CORAM: R. Zibelu Banda (Ms); Chairperson

Ntande; Personnel Officer

Mbendera; Personnel Assistant

Applicant; Present

Gowa; Official Interpreter



JUDGMENT

Dismissal-Reason for dismissal- Misconduct- Willful disobedience of company regulations and procedures-Flouting company procedures-Procedure- Opportunity to be heard- and defend oneself-Interference with employer’s decision.


Upon hearing the applicant and upon hearing the respondent the court finds that applicant did not take up an assignment given to him to meet with his bosses over some acts of misconduct and no valid reason was given for such misconduct. The applicant had three previous warnings for misconduct including for slowing down production through late reporting for duties and absenteeism. The applicant was invited for a hearing but he refused to attend at the appointed time. The court finds that the applicant breached his conditions of employment by refusing to take lawful instructions from his superiors and deliberately slowing production as a tailor.


Willful disobedience of company rules and regulations is serious misconduct warranting summary dismissal; see Mussa V Securicor (Mw) Ltd [Matter No. IRC 2/2000 (unreported)] and Mendulo V Malawi Revenue Authority [Matter No. IRC 161/ 2003 (unreported)].


Interference with Employer’s Decision

It has been held in this Court that decisions of employers should not be tampered with if there is no allegation that the process to arrive at the decision was not fair. See the case of Kachingwe &others V Southern Bottlers Mw Ltd [Matter No.162 of 2003(unreported)]. In that case the Court quoted with approval a holding of the Labour Appeal Court of South Africa in the case of County Fair Foods (Pty) Ltd V CCMA & others [1999]11BLLR 1117 (LAC), per Kroon JA:


“[interference] with the employer’s sanction “ is only justified in the case of ……..unfairness.” However, the decision of the arbitrator as to the fairness or unfairness of the employer’s decision is not reached with reference to the evidential material that was before the employer at the time of its decision but on the basis of all evidential material before the arbitrator.”

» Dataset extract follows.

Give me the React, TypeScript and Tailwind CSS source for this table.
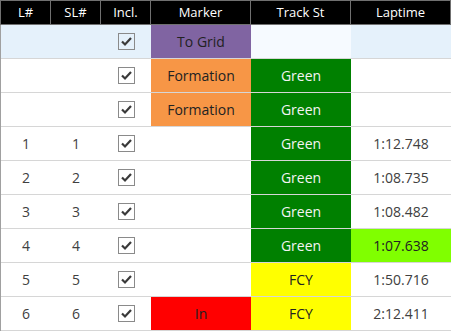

The court will not interfere with the decision of the respondent because the applicant through warnings for misconduct knew the consequences of his actions. He was a man who showed no regard for his employment. It was only after his dismissal that he realized that he needed the job but too late to reverse his series of acts of misconduct. A opportunity to be heard was given but he refused to avail himself to answer to the allegations against him.


Finding

The Court finds that the respondent complied with the law. The dismissal was fair according to section 57 of the Employment Act. Action is dismissed in its entirety.


Any party aggrieved by this decision is at liberty to appeal to the High Court within 30 days of this judgment.


Pronounced this 2nd day of October 2006 at BLANTYRE.